Raft protocol is a protocol based on log replication, so the client data change request will be encapsulated into a log entry. In the above logic, some basic checks are made first. After passing, the log entries in Message are added to the log list of raft. After the addition is successful, the log will be broadcast to all followers.

Raft log add

When talking about storage, it was mentioned that the raft algorithm implementation module only stores logs in memory, so the logic of appendEntry is also very simple.

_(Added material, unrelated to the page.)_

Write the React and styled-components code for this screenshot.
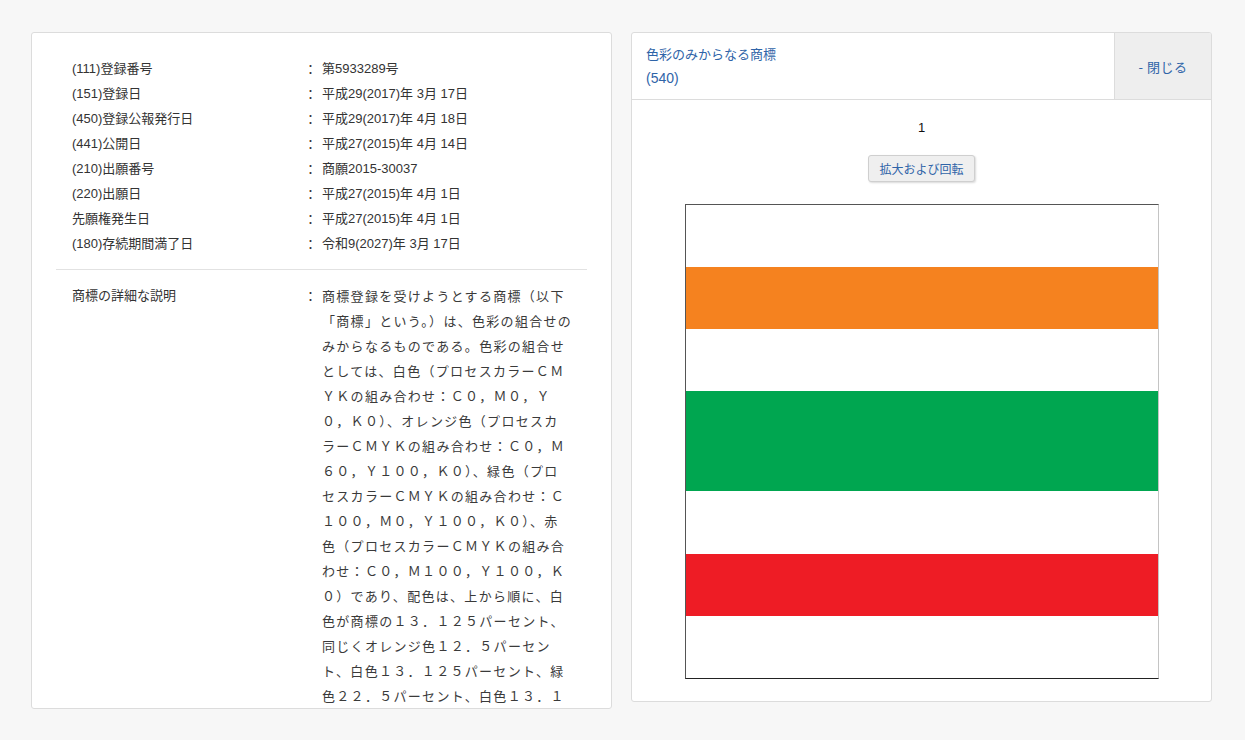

func (r *raft) appendEntry(es ...pb.Entry) (accepted bool) {
     //1. Get the index of the last log entry of the raft node
    li := r.raftLog.lastIndex()
     //2. Set term and index for new log entries
    for i := range es {
        es[i].Term = r.Term
        es[i].Index = li + 1 + uint64(i)
    }
    // 3. Judge whether the uncommitted log entries exceed the limit. If yes, reject and return failure
    if !r.increaseUncommittedSize(es) {
        return false
    }
    // 4. Append log entries to raftLog
    li = r.raftLog.append(es...)
    // 5. Check and update the log progress
    r.prs.Progress[r.id].MaybeUpdate(li)
    // 6. Judge whether to make a commit
    r.maybeCommit()
    return true
}
  1. Gets the index of the last log entry in the current raft log
  2. The log entry index of raft is monotonically increasing
  3. etcd limits the maximum number of uncommitted entries on the leader to prevent entries from accumulating all the time due to network problems between the leader and the follower.
  4. Append the log entries to the raftLog memory queue and return the index of the largest log. For the case where the leader appends the log, the li returned here must be equal to the li obtained in line 1 of the method
  5. The leader node of raft saves the log synchronization progress of all nodes, including itself
  6. Ignore the maybeCommit() result and return true directly to start broadcasting logs.

Sync to Follower

After the Leader node stores the log entries in the memory of raftLog, the bcastAppend() method triggers a broadcast operation and synchronize the log to Follower.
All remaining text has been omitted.